The Khmer Air Force received some AC-47Ds from the USAF between 1973 and 1974 and also converted some with .50 cal machine guns. Several of them were given to Thailand after the end of the Cambodian Civil War.

In December 1984 and January 1985, the United States supplied two AC-47D gunships to the Salvadoran Air Force (FAS) and trained aircrews to operate the system. The AC-47 gunship carried three .50 cal machine guns and could loiter and provide heavy firepower for army operations. As the FAS had long operated C-47s, training pilots and crew to operate the aircraft as a weapons platform was easy for the United States. By all accounts, the AC-47 soon became probably the most effective weapon in the FAS arsenal.

In 2006, Colombia started operating five armed Basler BT-67 (Colombian Air Force designation : AC-47T), known by civilians as avion fantasma (ghost plane), on counter-insurgency operations in conjunction with Sikorsky AH-60 Arpia armed helicopters and Cessna A-37 Dragonflys against local illegally armed groups. The BT-67s are armed with .50 cal (12.7 mm) GAU-19/A machine guns slaved to a forward looking infrared system. They also have the ability to carry bombs. At least one has been seen fitted with one GAU-19/A and a 20 mm cannon, most likely a French-made M621. The BT-67s are C-47/DC-3s modified by the Basler Corporation of Oshkosh, Wisconsin, and are not variants of the Douglas AC-47.

In 1970, the Indonesian Air Force converted a former civilian DC-3. The converted aircraft was armed with three .50 cal machine guns. During 1975, the Indonesian Air Force used its "AC-47" in the Indonesian invasion of East Timor to attack the city of Dili. Later, the aircraft was used in Indonesian military close air support missions in East Timor. Its retirement date is unknown.

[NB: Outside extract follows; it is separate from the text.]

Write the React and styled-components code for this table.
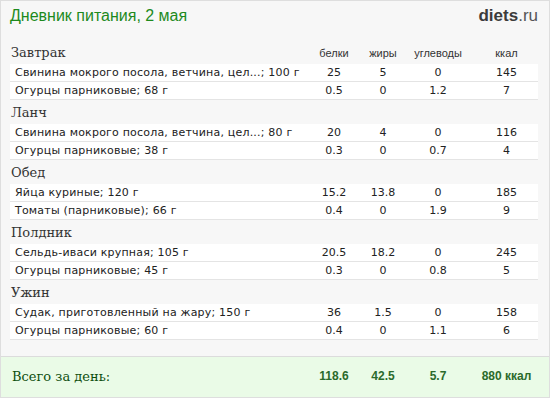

South Africa converted some C-47s to gunships by installing gun mounts on a rotating platform on the rear of the aircraft and used them similarly to a helicopter gunner. South African "Dragon Daks" were known to fit 20 mm cannons

Between 1980 and 1981 Uruguay converted C-47 T-508 into a gunship for COIN missions by installing three .50 cal machine guns to the last two rear windows.

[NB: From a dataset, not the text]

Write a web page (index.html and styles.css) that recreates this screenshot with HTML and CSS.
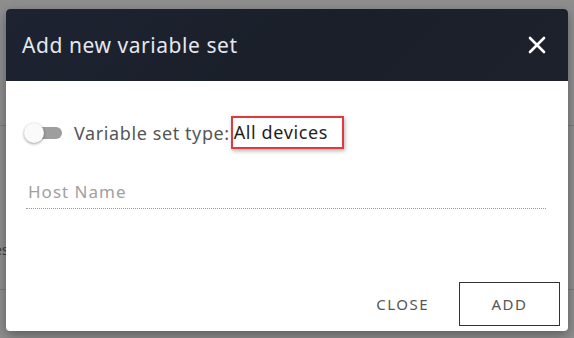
FILE: index.html
```html
<!DOCTYPE html>
<html lang="en">
<head>
  <meta charset="UTF-8" />
  <title>Add new variable set</title>
  <link rel="stylesheet" href="styles.css">
</head>
<body>
  <!-- pagina de fondo (casi tapada por el dialogo) -->
  <div class="backdrop">
    <div class="bg-line bg-line-top"></div>
    <div class="bg-text">es</div>
    <div class="bg-line bg-line-bottom"></div>
  </div>

  <div class="dialog">
    <header class="dialog-header">
      <h2>Add new variable set</h2>
      <button class="close-icon" aria-label="Close">
        <svg width="18" height="18" viewBox="0 0 18 18">
          <path d="M2 2 L16 16 M16 2 L2 16" stroke="#fff" stroke-width="2.6" stroke-linecap="round"/>
        </svg>
      </button>
    </header>

    <div class="dialog-body">
      <div class="type-row">
        <span class="toggle"><span class="knob"></span></span>
        <span class="type-label">Variable set type:</span>
        <span class="type-value">All devices</span>
      </div>

      <div class="field">
        <input type="text" placeholder="Host Name">
      </div>
    </div>

    <div class="dialog-actions">
      <button class="btn-text">CLOSE</button>
      <button class="btn-outline">ADD</button>
    </div>
  </div>
</body>
</html>
```

FILE: styles.css
```css
/* Reset */
* {
  box-sizing: border-box;
  margin: 0;
  padding: 0;
  font-family: 'Noto Sans', 'DejaVu Sans', sans-serif;
}

body {
  background-color: #8e8e8e;
  width: 574px;
  height: 338px;
  overflow: hidden;
  position: relative;
}

/* Restos de la pagina detras del modal */
.backdrop {
  position: absolute;
  inset: 0;
}

.bg-line {
  position: absolute;
  left: 0;
  right: 0;
  height: 1px;
  background-color: #7c7c7c;
}

.bg-line-top { top: 125px; }
.bg-line-bottom { top: 289px; }

.bg-text {
  position: absolute;
  left: -6px;
  top: 240px;
  font-size: 14px;
  color: #3c3c3c;
}

/* Dialogo */
.dialog {
  position: relative;
  margin: 9px 6px 0 6px;
  width: 562px;
  height: 322px;
  background-color: #fff;
  border-radius: 4px;
  box-shadow: 0 4px 12px rgba(0, 0, 0, 0.35);
  display: flex;
  flex-direction: column;
  overflow: hidden;
}

.dialog-header {
  height: 72px;
  background: linear-gradient(135deg, #1d2331 0%, #1a1f29 55%, #1c212b 100%);
  display: flex;
  align-items: center;
  justify-content: space-between;
  padding: 0 22px 0 16px;
}

.dialog-header h2 {
  font-size: 21px;
  font-weight: 400;
  color: #e4e8ee;
  letter-spacing: 0.55px;
}

.close-icon {
  background: none;
  border: none;
  cursor: pointer;
  display: flex;
  margin-top: -1px;
}

.dialog-body {
  flex: 1;
  padding: 35px 22px 0 18px;
}

.type-row {
  display: flex;
  align-items: center;
  height: 33px;
}

.toggle {
  position: relative;
  width: 38px;
  height: 14px;
  margin-right: 12px;
  display: inline-block;
}

.toggle::before {
  content: "";
  position: absolute;
  left: 8px;
  right: 0;
  top: 1px;
  height: 12px;
  border-radius: 7px;
  background-color: #9e9e9e;
}

.knob {
  position: absolute;
  left: 0;
  top: -3px;
  width: 20px;
  height: 20px;
  border-radius: 50%;
  background-color: #fafafa;
  box-shadow: 0 1px 3px rgba(0, 0, 0, 0.4);
}

.type-label {
  font-size: 18px;
  letter-spacing: 0.6px;
  color: #555;
  margin-right: 1px;
}

.type-value {
  font-size: 18px;
  letter-spacing: 0.6px;
  color: #1e1e1e;
  height: 33px;
  line-height: 29px;
  padding: 0 14px 0 1px;
  border: 2px solid #e0393e;
  box-shadow: 1px 2px 4px rgba(0, 0, 0, 0.3);
}

.field {
  margin-top: 30px;
  margin-left: 2px;
}

.field input {
  width: 100%;
  border: none;
  border-bottom: 1px dotted #9a9a9a;
  font-size: 17px;
  letter-spacing: 1px;
  padding: 1px 0 5px 2px;
  color: #333;
  outline: none;
  background: transparent;
}

.field input::placeholder {
  color: #a0a0a0;
}

.dialog-actions {
  display: flex;
  justify-content: flex-end;
  align-items: center;
  gap: 22px;
  padding: 0 8px 5px 0;
}

.btn-text {
  background: none;
  border: none;
  font-size: 15px;
  letter-spacing: 1.5px;
  color: #555;
  padding: 10px 8px;
  cursor: pointer;
}

.btn-outline {
  background: #fff;
  border: 1px solid #333;
  font-size: 15px;
  letter-spacing: 1.5px;
  color: #555;
  width: 101px;
  height: 44px;
  cursor: pointer;
}
```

The Philippines also converted some C-47s by mounting .50 cal machine guns and used them against Muslim guerrillas in the Battle of Jolo in 1974

In 1967, Thailand converted its first AC-47D installing it the SUU-11/A minigun pods. It kept converting a few more airframes and also received some former Khmer Air Force AC-47Ds from Cambodia in late 1975. Thai AC-47s also were equipped with a combination of two .50 cal machine guns and an M197 20mm Electric cannon.

==Variants==

- FC-47
Early version with 10 .30 cal machine guns (later replaced by minigun modules)
- AC-47D
US conversion of C-47 with M134 7.62-mm minigun
- AC-47T
Colombian military conversion of civilian DC-3 by Basler Turbo with infrared sensor pod with upgrade PT-6A engines and GAU-19 .50 caliber triple Gatling guns (replacing .50 cal machine guns)
- AC-47
With 3 AN-M2 .50 cal machine guns (used by most operators)
- B.JL.2
(บ.จล.๒) Thai variant with 2 .50 cal machine guns and an M197 20mm Electric cannon.
- AC-47TP
Salvadorian BT-67 conversion with 3 .50 cal machine guns

==Operators==

===Current===

- COL
- Colombian Aerospace Force
  - 214th Tactical Air Support Squadron

===Former===

- Cambodia
Khmer Air Force
- Kingdom of Laos
Royal Lao Air Force
- South Vietnam
Republic of Vietnam Air Force
- ELS
Salvadoran Air Force
- Thailand
 Royal Thai Air Force
- Philippines
 Philippine Air Force
- Indonesia
 Indonesian Air Force
- South Africa
 South African Air Force
- Uruguay
 Uruguayan Air Force
- USA
- United States Air Force – Tactical Air Command
- 14th Special Operations Wing – Nha Trang Air Base, Vietnam (detachments at Danang, Pleiku, Bien Hoa and Binh Thuy)
3rd Air Commando Squadron 1968–69
4th Air Commando Squadron 1964–69

==Aircraft on display==
Aircraft painted to represent AC-47s are on static display at the Air Commando Park at Hurlburt Field and the Air Force Armament Museum at Eglin Air Force Base. These airframes never were AC-47s and were actually regular unarmed C-47s.